|Asian Carp leaping from the River|
Friday, April 1, 2011
Invasive Asian Carp Reach Upper Mississippi via Canada and the Red River
"The unthinkable has happened," sighed Peter Findlay, long time resident of Saint Paul, Minnesota as he watched hundreds of Asian Carp leaping from the waters of the Mississippi River on this early spring day, "the darned Asian Carp have gotten here." Why they are so "darned" and how they got to the Mississippi River upstream of an extensive Army Corps of Engineers lock and dam network is a migratory story that rivals Homer's Odyssey.

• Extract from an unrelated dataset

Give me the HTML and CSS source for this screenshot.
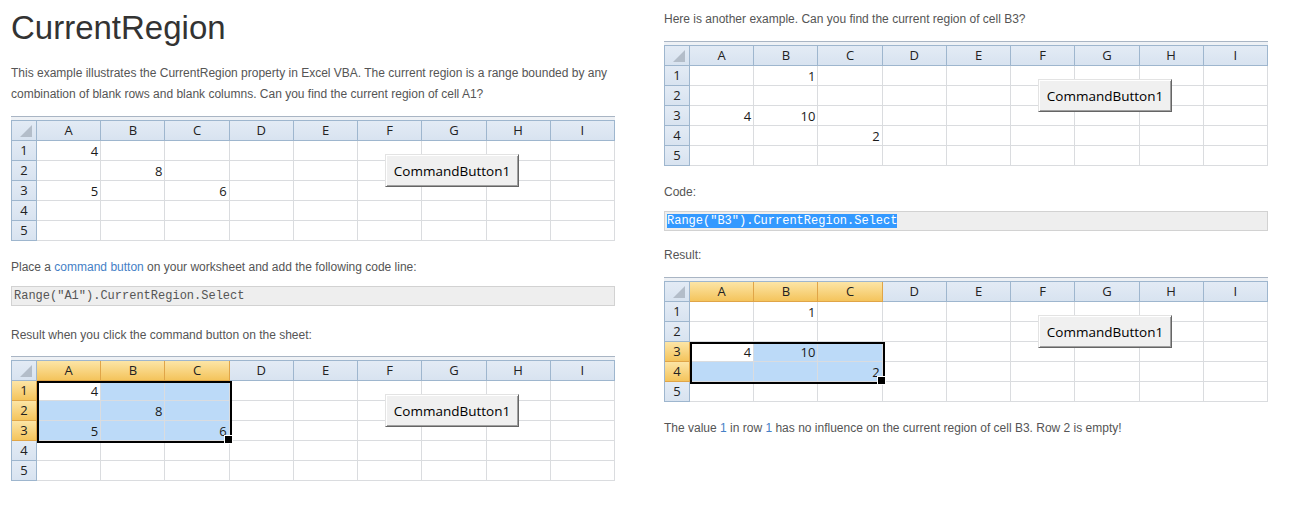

Asian carp originally were imported into the United States from Asia in the 1960s and 1970s, where they were raised in Arkansas to clean fish farm ponds and sewage lagoons and later used as a food fish. There are four species of Asian carp: grass, black, silver and bighead. Asian Carp are large, extremely prolific, and consume vast amounts of food. They can weigh up to 100 pounds, and can grow to a length of more than four feet. Where they have "invaded" in the past, Asian carp have disrupted the food chain that supports native fish.
Since their introduction, all four species have gotten loose in the wild and made their way up the Mississippi and Illinois Rivers, but were largely blocked from making it into the Upper Mississippi River system by the Upper River's dams. Until this spring.
"We thought we had em!" said Dr. Fred Pepper of the Canadian Fish and Wildlife Service. Three times in recent months Canadian officials had caught truck drivers with thousands of pounds of live bighead carp being smuggled from Southern fish farms bound for food markets in the Lake Ontario city of Toronto. "Canada banned the bighead carp in 2005, and we've caught a bunch of em comin up nord from the states on many occasions. But some slipped through," said Dr. Pepper.
The "some" that slipped though, however, were not destined for Toronto fish markets, but for Lake Winnipeg, a large lake 34 miles north of the city of Winnipeg in the province of Manitoba, Canada. Dr. Pepper explained how they made the long journey to Manitoba. "Oh, they came across into Toronto okay. But they didn't stay there. We've been able to trace their path from Toronto to Lake Winnipeg, eh, and it seems as if the folks at CAFLAC (the Canadian Association for the Liberation of Asian Carp) took the carp in coolers on ice by bicycle out along the Trans Canadian Highway to a remote place where they intended to release the carp into freedom. And that's what they did by gosh."
Lake Winnipeg isn't isolated, though. It is fed by many rivers, including the Red River (sometimes called the Red River of the North), flowing out of the US and forming the border between North Dakota and Minnesota. "Seems like the fish swam upstream into the Red River all the way up to Fargo, where they waited for their chance to make a dash for the Upper Mississippi," Pepper speculated. "And wid the spring floods, they musta just flipped and flopped their way across the Minnesotan's farm fields right into the headwaters of the Mississippi."
A spokesperson for CAFLAC, speaking on condition of anonymity, said that the goal of CAFLAC all along was to get the invasive carp into the Upper Mississippi. "They deserved to be free and to go wherever they want to go, eh, and the dams on the Upper Mississippi were just unfair and biased against the poor fish." CAFLAC literature says that the group, which actually has a secret US office in Minneapolis, Minnesota (located at 201 South Washington Street, Suite 905), opposes anti-species discriminatory barriers of all kinds, including dams.
Now that the fish are in the Upper Mississippi River system, the residents of Minnesota, Iowa, Wisconsin and Illinois have been seen flocking to the shores of the River in numbers never seen before to view the mighty beasts. "This sure beats rooting for the Packers or Twins. Look at those beauties leap!" shouted little six-year old Melissa McDonald, who was there with her parents to feed bread to the fish as they (the fish, not the McDonalds) jumped for joy at having finally breached the human barriers that had kept them in check for so long.